妮考走后,過了一個星期,又來了一位名叫安娜的中年婦女,自報是盲人學會服務部的負責人,她說,妮考已將我的情況轉告了她,她今天特地來了解我需要什么幫助。比如,要不要找人幫我整理花園,做廚房工作,要不要特殊的生活設施,例如專為盲人特制的茶具等等。我告訴她,我不是生來的盲人,我是成年以后由于勞累過度導致失明的,因此,我仍可以自理生活。我現最迫切的需要是學英語,你能不能幫助我解決這個問題。她馬上說,學會有個文化教育部,她將向這個部匯報情況,讓他們來處理這件事。談話結束時,她站起來告辭時同我握手,我感覺我握的不是一只手,卻像一個眼鏡盒子。再看她漸漸遠去的背影,模模糊糊地見她身子向左傾斜。杜鵑送她出門后,回來告訴我,這個安娜是個殘疾人,她沒有手指,兩手都纏著布,她的汽車方向盤邊有特殊裝置,她的左腳是跛的。這使我非常感動,作為一個殘疾人,她本人生活要克服一切困難,卻還這樣全心全意關怀別人。

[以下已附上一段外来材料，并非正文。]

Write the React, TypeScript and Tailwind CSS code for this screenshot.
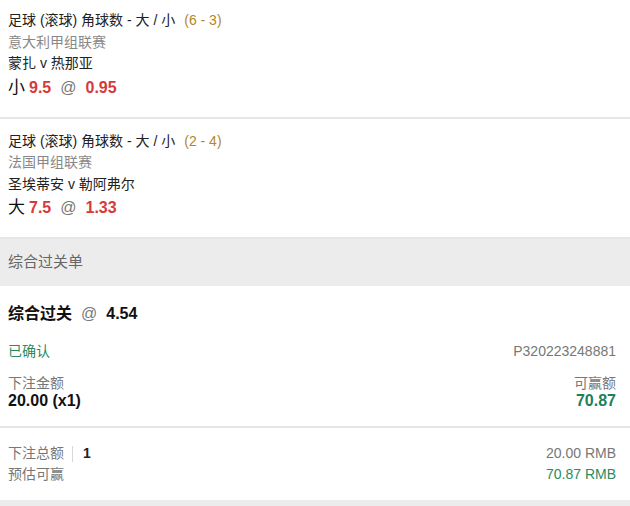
const font = { fontFamily: '"Liberation Sans", Arial, "Noto Sans CJK SC", sans-serif' };

type Leg = {
  score: string;
  league: string;
  match: string;
  pick: string;
  line: string;
  odds: string;
  top: string;
};

const legs: Leg[] = [
  { score: "(6 - 3)", league: "意大利甲组联赛", match: "蒙扎 v 热那亚", pick: "小", line: "9.5", odds: "0.95", top: "pt-[10px]" },
  { score: "(2 - 4)", league: "法国甲组联赛", match: "圣埃蒂安 v 勒阿弗尔", pick: "大", line: "7.5", odds: "1.33", top: "pt-[12px]" },
];

function LegRow({ leg }: { leg: Leg }) {
  return (
    <div className={`${leg.top} pb-[16px] pl-2 pr-[14px] border-b-2 border-[#e6e6e6]`}>
      <div className="text-[14px] leading-[21.5px] text-[#222]">
        足球 (滚球) 角球数 - 大 / 小
        <span className="ml-[9px] text-[#b3862a]">{leg.score}</span>
      </div>
      <div className="text-[14px] leading-[21.5px] text-[#888]">{leg.league}</div>
      <div className="text-[14px] leading-[21.5px] text-[#222]">{leg.match}</div>
      <div className="flex items-baseline text-[16px] leading-[26px]">
        <span className="text-[17px] text-[#111]">{leg.pick}</span>
        <span className="ml-[4px] font-bold text-[#d63a3a]">{leg.line}</span>
        <span className="ml-[9px] text-[#777]">@</span>
        <span className="ml-[9px] font-bold text-[#d63a3a]">{leg.odds}</span>
      </div>
    </div>
  );
}

export default function App() {
  return (
    <div className="w-[630px] h-[506px] overflow-hidden bg-white" style={font}>
      {legs.map((leg) => (
        <LegRow key={leg.match} leg={leg} />
      ))}

      <div className="h-[47px] flex items-center pl-2 bg-[#ececec] text-[15px] text-[#666]">
        综合过关单
      </div>

      {/* 过关详情 */}
      <div className="pt-[16px] pb-[17px] pl-2 pr-[14px] border-b-2 border-[#e6e6e6]">
        <div className="flex items-baseline text-[16px] leading-[24px]">
          <span className="font-bold text-[#111]">综合过关</span>
          <span className="ml-[9px] text-[#777]">@</span>
          <span className="ml-[9px] font-bold text-[#111]">4.54</span>
        </div>
        <div className="mt-[14.5px] flex justify-between text-[14px] leading-[21px]">
          <span className="text-[#2a8a62]">已确认</span>
          <span className="text-[#777]">P320223248881</span>
        </div>
        <div className="mt-[11px] flex justify-between">
          <div>
            <div className="text-[14px] leading-[20px] text-[#777]">下注金额</div>
            <div className="text-[16px] leading-[16px] font-bold text-[#111]">20.00 (x1)</div>
          </div>
          <div className="text-right">
            <div className="text-[14px] leading-[20px] text-[#777]">可赢额</div>
            <div className="text-[16px] leading-[16px] font-bold text-[#1d7f5b]">70.87</div>
          </div>
        </div>
      </div>

      <div className="pt-[15.5px] pb-[14.5px] pl-2 pr-[14px] flex justify-between text-[14px] leading-[21px]">
        <div>
          <div className="flex items-center text-[#777]">
            下注总额
            <span className="ml-[8px] mr-[10px] h-[16px] w-px bg-[#d8d8d8]" />
            <span className="text-[14px] font-bold text-[#222]">1</span>
          </div>
          <div className="text-[#777]">预估可赢</div>
        </div>
        <div className="text-right">
          <div className="text-[#777]">20.00 RMB</div>
          <div className="text-[#2a8a62]">70.87 RMB</div>
        </div>
      </div>

      <div className="h-[20px] bg-[#ececec]" />
    </div>
  );
}
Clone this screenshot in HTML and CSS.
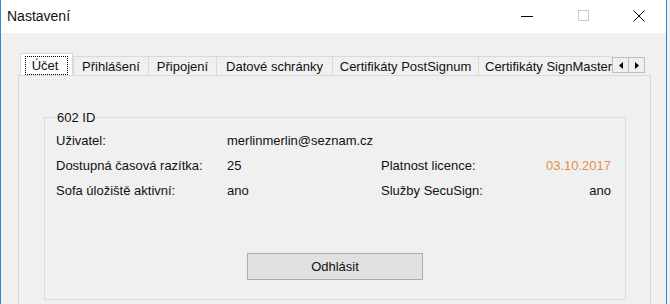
FILE: index.html
```html
<!DOCTYPE html>
<html lang="cs">
<head>
<meta charset="utf-8">
<link rel="stylesheet" href="styles.css">
</head>
<body>
<div class="window">
  <div class="titlebar">
    <div class="title">Nastavení</div>
    <div class="controls">
      <span class="ctl min"><svg width="12" height="12" viewBox="0 0 12 12"><line x1="0" y1="6.5" x2="12" y2="6.5" stroke="#000" stroke-width="1"/></svg></span>
      <span class="ctl max"><svg width="12" height="12" viewBox="0 0 12 12"><rect x="0.5" y="0.5" width="10" height="10" fill="none" stroke="#cccccc" stroke-width="1"/></svg></span>
      <span class="ctl close"><svg width="12" height="12" viewBox="0 0 12 12"><path d="M0.5 0.5 L11.5 11.5 M11.5 0.5 L0.5 11.5" stroke="#000" stroke-width="1"/></svg></span>
    </div>
  </div>
  <div class="client">
    <div class="tabs">
      <div class="strip">
        <div class="tab sel t1"><span class="focus">Účet</span></div>
        <div class="tab t2">Přihlášení</div>
        <div class="tab t3">Připojení</div>
        <div class="tab t4">Datové schránky</div>
        <div class="tab t5">Certifikáty PostSignum</div>
        <div class="tab t6">Certifikáty SignMaster</div>
      </div>
      <div class="scroller">
        <span class="arrow"><svg width="4" height="7" viewBox="0 0 4 7"><path d="M4 0 L0 3.5 L4 7 Z" fill="#000"/></svg></span>
        <span class="arrow"><svg width="4" height="7" viewBox="0 0 4 7"><path d="M0 0 L4 3.5 L0 7 Z" fill="#000"/></svg></span>
      </div>
    </div>
    <div class="panel">
      <fieldset class="group">
        <legend>602 ID</legend>
        <div class="grid">
          <div>Uživatel:</div><div>merlinmerlin@seznam.cz</div><div></div><div></div>
          <div>Dostupná časová razítka:</div><div>25</div><div>Platnost licence:</div><div class="val orange">03.10.2017</div>
          <div>Sofa úložiště aktivní:</div><div>ano</div><div>Služby SecuSign:</div><div class="val">ano</div>
        </div>
        <div class="btnrow"><button class="btn">Odhlásit</button></div>
      </fieldset>
    </div>
  </div>
</div>
</body>
</html>
```
FILE: styles.css
```css
* { box-sizing: border-box; }
html, body { margin: 0; padding: 0; }
body {
  width: 670px;
  height: 304px;
  overflow: hidden;
  background: #f0f0f0;
  font-family: "Liberation Sans", Arial, sans-serif;
  font-size: 13px;
  color: #111;
}
.window {
  width: 667px;
  height: 304px;
  border-left: 1px solid #2b88d8;
  border-right: 1px solid #2b88d8;
  background: #f0f0f0;
}
.titlebar {
  height: 33px;
  background: #fff;
  display: flex;
  align-items: center;
  justify-content: space-between;
}
.title {
  padding-left: 6px;
  font-size: 14px;
  padding-bottom: 1px;
}
.controls {
  display: flex;
  height: 100%;
}
.ctl {
  display: flex;
  align-items: center;
  padding-bottom: 1px;
}
.ctl.min { width: 57px; }
.ctl.max { width: 55px; }
.ctl.close { width: 33px; }
.client {
  padding: 20px 15px 0 17px;
}
.tabs {
  position: relative;
  height: 22px;
  width: 633px;
}
.strip {
  display: flex;
  align-items: flex-end;
  height: 22px;
  padding-left: 2px;
  width: 595px;
  overflow: hidden;
}
.tab {
  flex: none;
  height: 19px;
  border: 1px solid #d9d9d9;
  border-bottom: none;
  margin-left: -1px;
  background: #f0f0f0;
  display: flex;
  align-items: center;
  justify-content: center;
  white-space: nowrap;
  line-height: 1;
  padding-top: 1px;
}
.tab.t1 {
  height: 22px;
  width: 53px;
  margin-left: 0;
  background: #fff;
  position: relative;
  z-index: 1;
}
.tab.t2 { width: 76px; margin-left: 0; }
.tab.t3 { width: 69px; }
.tab.t4 { width: 117px; }
.tab.t5 { width: 147px; }
.tab.t6 { width: 150px; justify-content: flex-start; padding-left: 6px; }
.focus {
  border: 1px dotted #000;
  padding: 2px 9px 2px 6px;
}
.scroller {
  position: absolute;
  left: 595px;
  top: 4px;
  display: flex;
}
.arrow {
  width: 17px;
  height: 16px;
  border: 1px solid #bdbdbd;
  background: #f0f0f0;
  margin-left: -1px;
  display: flex;
  align-items: center;
  justify-content: center;
}
.panel {
  border: 1px solid #d9d9d9;
  height: 240px;
  width: 633px;
  padding: 34px 0 0 25px;
}
.group {
  margin: 0;
  width: 582px;
  height: 190px;
  border: 1px solid #dcdcdc;
  padding: 3px 0 0 11px;
}
legend {
  padding: 0 1px;
  margin-left: 0;
}
.grid {
  display: grid;
  grid-template-columns: 171px 154px 150px 80px;
  grid-auto-rows: 25px;
  align-items: center;
}
.val { text-align: right; }
.orange { color: #e0904c; }
.btnrow {
  padding: 50px 0 0 191px;
}
.btn {
  width: 176px;
  height: 27px;
  background: #e1e1e1;
  border: 1px solid #adadad;
  font: inherit;
  color: #111;
  padding: 0;
}
```
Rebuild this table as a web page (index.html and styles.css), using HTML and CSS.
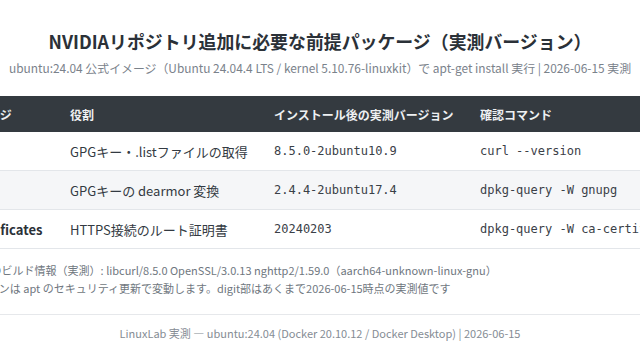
FILE: index.html
```html
<!DOCTYPE html>
<html lang="ja">
<head>
<meta charset="utf-8">
<title>NVIDIAリポジトリ追加に必要な前提パッケージ</title>
<link rel="stylesheet" href="styles.css">
</head>
<body>
<main class="page">
  <h1 class="title">NVIDIAリポジトリ追加に必要な前提パッケージ（実測バージョン）</h1>
  <p class="subtitle">ubuntu:24.04 公式イメージ（Ubuntu 24.04.4 LTS / kernel 5.10.76-linuxkit）で apt-get install 実行 | 2026-06-15 実測</p>
  <table class="pkg-table">
    <colgroup>
      <col class="c-pkg"><col class="c-role"><col class="c-ver"><col class="c-cmd">
    </colgroup>
    <thead>
      <tr><th>パッケージ</th><th>役割</th><th>インストール後の実測バージョン</th><th>確認コマンド</th></tr>
    </thead>
    <tbody>
      <tr><td class="pkg">curl</td><td>GPGキー・.listファイルの取得</td><td class="mono">8.5.0-2ubuntu10.9</td><td class="mono">curl --version</td></tr>
      <tr class="alt"><td class="pkg">gnupg</td><td>GPGキーの dearmor 変換</td><td class="mono">2.4.4-2ubuntu17.4</td><td class="mono">dpkg-query -W gnupg</td></tr>
      <tr><td class="pkg">ca-certificates</td><td>HTTPS接続のルート証明書</td><td class="mono">20240203</td><td class="mono">dpkg-query -W ca-certificates</td></tr>
    </tbody>
  </table>
  <div class="notes">
    <p>※ curl のビルド情報（実測）: libcurl/8.5.0 OpenSSL/3.0.13 nghttp2/1.59.0（aarch64-unknown-linux-gnu）</p>
    <p>バージョンは apt のセキュリティ更新で変動します。digit部はあくまで2026-06-15時点の実測値です</p>
  </div>
</main>
<footer class="footer">LinuxLab 実測 — ubuntu:24.04 (Docker 20.10.12 / Docker Desktop) | 2026-06-15</footer>
</body>
</html>
```

FILE: styles.css
```css
html, body {
  margin: 0;
  padding: 0;
  background: #ffffff;
}
body {
  font-family: "Noto Sans CJK JP", "Noto Sans", sans-serif;
  color: #333a42;
  display: flex;
  flex-direction: column;
  align-items: center;
  overflow: hidden;
}
.page {
  width: 768px;
  flex: none;
  display: flex;
  flex-direction: column;
  align-items: center;
  padding-top: 27px;
}
.title {
  margin: 0;
  font-size: 17.9px;
  line-height: 28px;
  font-weight: 700;
  color: #2b3138;
}
.subtitle {
  margin: 3px 0 0;
  font-size: 11.9px;
  line-height: 20px;
  color: #7a828b;
  white-space: nowrap;
}
.pkg-table {
  margin-top: 18px;
  width: 768px;
  border-collapse: collapse;
  table-layout: fixed;
  font-size: 13px;
}
.c-pkg { width: 118px; }
.c-role { width: 204px; }
.c-ver { width: 206px; }
.c-cmd { width: 240px; }
.pkg-table th {
  background: #343a40;
  color: #eef0f2;
  font-size: 12px;
  font-weight: 700;
  text-align: left;
  height: 36px;
  padding: 0 16px;
  white-space: nowrap;
}
.pkg-table td {
  height: 38px;
  padding: 0 16px;
  border-bottom: 1px solid #e3e6ea;
  white-space: nowrap;
  color: #333a42;
}
.pkg-table tr.alt td {
  background: #f5f6f8;
}
.pkg-table td.pkg {
  font-weight: 700;
  color: #2b3138;
}
.pkg-table td.mono {
  font-family: "DejaVu Sans Mono", "Liberation Mono", monospace;
  font-size: 12px;
  color: #3a4047;
}
.notes {
  align-self: stretch;
  margin-top: 12px;
  padding-left: 19px;
  font-size: 11px;
  line-height: 18px;
  color: #6f7780;
}
.notes p {
  margin: 0;
  white-space: nowrap;
}
.footer {
  align-self: stretch;
  margin-top: 17px;
  border-top: 1px solid #e6e8eb;
  padding-top: 11px;
  text-align: center;
  font-size: 11px;
  line-height: 14px;
  color: #858c94;
  white-space: nowrap;
  height: 40px;
}
```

又過了一個月,“學會”的教育部負責人魯斯小姐來訪,她坐的是出租車,把我帶到移民學校。在那里,一位叫“蘇”的女士友好地接待了我。當場沒有翻譯,她馬上接通傳譯電話,我們就這樣通過“三角”方式詳細地討論了如何幫我學英語的問題。她提出兩個方案,第一,每天派車子接送我到移民學校上課,第二,找一位義務勞動教師上門教課。我想,人家已經這樣關心我,為我提供這麼多的方便,我怎么好意思再讓他們每天開車接送呢,因此,我接受了第二方案。蘇告訴我,“義工”教師不是馬上可以找到的,需要等一段時間,在等待期間,她可以寄給我教課錄音帶供我自學。從移民學校回家時,我和魯斯在車上聊了天,這時我才知道她也是一個“法定盲人”,而且她的視力比我的還差,所以無法開車。這又是一個“安娜”!

澳洲啊澳洲!你所以這樣美好,是因為有著美好的人民,他們具備著克服困難的勇气和關怀他人的善良品德。庇護寒士的大廈就建筑在這些人的心里。經過這段時間的接触,我對澳洲有了進一步的認識,我慶幸自己來到了這塊美麗的綠洲。盡管我的眼睛還看不清具體的事物,如房屋,車輛等等,但我卻看清了抽象的東西,如澳洲社會,這是個安靜的、祥和的社會。我看不清人的面孔,但我看清了澳洲人的精神面貌,他們都是好人。中國有句話“ 大難不死,必有后福”,這句話從我身上得到驗證。